Si j’avais cherché à être tête de liste, tout le monde aurait dit : donc lui il ne peut pas être l’adjoint de quelqu’un ? Ceux qui veulent m’attribuer la défaite, c’était à eux de dire à ce moment-là que : ce type-là, en tant que star planétaire, doit conduire la liste parce qu’elle aurait plus de chance de prospérer et parce que ce serait sa responsabilité si on perd. Vous ne pouvez pas, dans une équipe, rendre les remplaçants responsables de la défaite à la place des titulaires. Je suis solidaire de la défaite, mais je ne peux pas en être le seul responsable. J’étais juste un membre, un colistier comme un autre. Votre attitude révèle que la tête de liste, et le responsable communal de la campagne, et les responsables politiques, ont manqué de vision en ne me plaçant pas comme tête de liste, puisque tout le monde se tourne vers moi après la défaite.
C’est un problème national que les têtes de liste n’étaient pas les choix de la population et c’est du fait de l’organisation interne votre parti. Mais l’opinion ne s’en prendra qu’à celui ou ceux qu’elle considère comme la lumière d’une liste.
Non ! L’opinion ne peut pas s’en prendre à moi parce que dans ces conditions, je vais leur retourner l’argument. Vous dites que les têtes de liste n’étaient pas les plus aimées par la population. C’est vrai et dans ce cas, ce sont les responsables locaux du parti qui n’ont pas eu le flair de choisir la bonne personne. Mais moi, je suis astreint à la discipline et ça ne devrait pas vous surprendre, je suis un sportif d’équipe. Donc, obéir à la discipline du groupe est devenu pour moi une déformation naturelle. Par conséquent, si on fait une liste et que je n’en suis pas la tête, je ne vais pas me fâcher et partir parce que j’ai été habitué à danser pour des buts marqués par d’autres.
Comment se porte la chefferie de Mouandé ?
La chefferie se porte plutôt bien. Elle a, comme toutes les chefferies, des problèmes de part et d’autre. Même si précisément, dès que le chef s’appelle Joseph Antoine Bell, on commence à imaginer une chefferie qui soit comme une commune, une mairie. Tout le monde parle de développement au niveau de la chefferie traditionnelle pourtant, elle n’en est pas le moteur.

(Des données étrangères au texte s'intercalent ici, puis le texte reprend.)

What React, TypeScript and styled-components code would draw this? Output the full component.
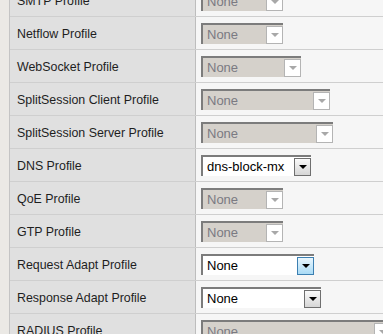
import styled, { createGlobalStyle } from "styled-components";

type Tone = "disabled" | "normal" | "focused";

const rows: { label: string; value: string; width: number; tone: Tone }[] = [
  { label: "SMTP Profile", value: "None", width: 82, tone: "disabled" },
  { label: "Netflow Profile", value: "None", width: 82, tone: "disabled" },
  { label: "WebSocket Profile", value: "None", width: 100, tone: "disabled" },
  { label: "SplitSession Client Profile", value: "None", width: 129, tone: "disabled" },
  { label: "SplitSession Server Profile", value: "None", width: 132, tone: "disabled" },
  { label: "DNS Profile", value: "dns-block-mx", width: 110, tone: "normal" },
  { label: "QoE Profile", value: "None", width: 82, tone: "disabled" },
  { label: "GTP Profile", value: "None", width: 82, tone: "disabled" },
  { label: "Request Adapt Profile", value: "None", width: 113, tone: "focused" },
  { label: "Response Adapt Profile", value: "None", width: 120, tone: "normal" },
  { label: "RADIUS Profile", value: "None", width: 190, tone: "disabled" },
];

export default function App() {
  return (
    <>
      <Global />
      <Page>
        <Table>
          {rows.map((r) => (
            <Row key={r.label}>
              <Label>{r.label}</Label>
              <Value>
                <Combo $tone={r.tone} $width={r.width}>
                  <ComboText $tone={r.tone}>{r.value}</ComboText>
                  <ArrowButton $tone={r.tone}>
                    <Arrow $tone={r.tone} />
                  </ArrowButton>
                </Combo>
              </Value>
            </Row>
          ))}
        </Table>
      </Page>
    </>
  );
}

const Global = createGlobalStyle`
  html, body {
    margin: 0;
    padding: 0;
    background: #ebe9e5;
    overflow: hidden;
  }
  body {
    font-family: "Liberation Sans", Arial, sans-serif;
    font-size: 13px;
  }
`;

const Page = styled.div`
  width: 383px;
  height: 334px;
  overflow: hidden;
  padding-left: 9px;
  box-sizing: border-box;
`;

const Table = styled.div`
  margin-top: -16px;
  border-left: 1px solid #c4c4c4;
  background: #f6f6f6;
`;

const Row = styled.div`
  display: grid;
  grid-template-columns: 186px 1fr;
  height: 33px;
  border-bottom: 1px solid #cfcfcf;
  box-sizing: border-box;
`;

const Label = styled.div`
  display: flex;
  align-items: center;
  padding-left: 7px;
  padding-top: 1px;
  background: #e0e0e0;
  border-right: 1px solid #bdbdbd;
  color: #1e1e1e;
  font-size: 12.4px;
  white-space: nowrap;
  box-sizing: border-box;
`;

const Value = styled.div`
  display: flex;
  align-items: center;
  padding-left: 5px;
  white-space: nowrap;
`;

const Combo = styled.div<{ $tone: Tone; $width: number }>`
  display: flex;
  flex-shrink: 0;
  width: ${(p) => p.$width}px;
  height: 21px;
  box-sizing: border-box;
  border-top: 2px solid #7c7c7c;
  border-left: 2px solid #7c7c7c;
  padding-top: 1px;
  background: ${(p) => (p.$tone === "disabled" ? "#d5d1cb" : "#ffffff")};
`;

const ComboText = styled.span<{ $tone: Tone }>`
  flex: 1;
  padding-left: 4px;
  line-height: 17px;
  font-size: 13px;
  color: ${(p) => (p.$tone === "disabled" ? "#7a7a82" : "#000000")};
  overflow: hidden;
`;

const ArrowButton = styled.span<{ $tone: Tone }>`
  display: flex;
  align-items: center;
  justify-content: center;
  width: 17px;
  height: 18px;
  box-sizing: border-box;
  border: 1px solid
    ${(p) =>
      p.$tone === "disabled"
        ? "#b4b4b4"
        : p.$tone === "focused"
        ? "#3c7fb1"
        : "#6f6f6f"};
  background: ${(p) =>
    p.$tone === "disabled"
      ? "#ffffff"
      : p.$tone === "focused"
      ? "linear-gradient(#eaf6fd, #a9dbf6)"
      : "linear-gradient(#fafafa, #d6d6d6)"};
`;

const Arrow = styled.span<{ $tone: Tone }>`
  width: 0;
  height: 0;
  margin-top: 1px;
  border-left: 4px solid transparent;
  border-right: 4px solid transparent;
  border-top: 4px solid
    ${(p) => (p.$tone === "disabled" ? "#a8a8a8" : "#000000")};
`;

Mais après l’échec de votre parti, de votre liste, comment a été l’état d’esprit de vos populations ?
Voilà une autre chose qu’il faut rectifier. Quand on vous dit qu’il y a élections à Yaoundé où à Douala, vous n’imaginez quand même pas que toute la ville de Douala ou toute la ville de Yaoundé est un bloc monolithique. Donc, quand on vous dit que la liste a perdu à Ngambé, ce n’est pas une situation générale. Ngambé est constitué de 52 villages. Evidemment, mon village a largement voté pour moi. Dans les environs de chez moi, d’autres ont perdu. Donc, il a perdu chez lui ne veut pas dire qu’il a perdu dans sa propre circonscription.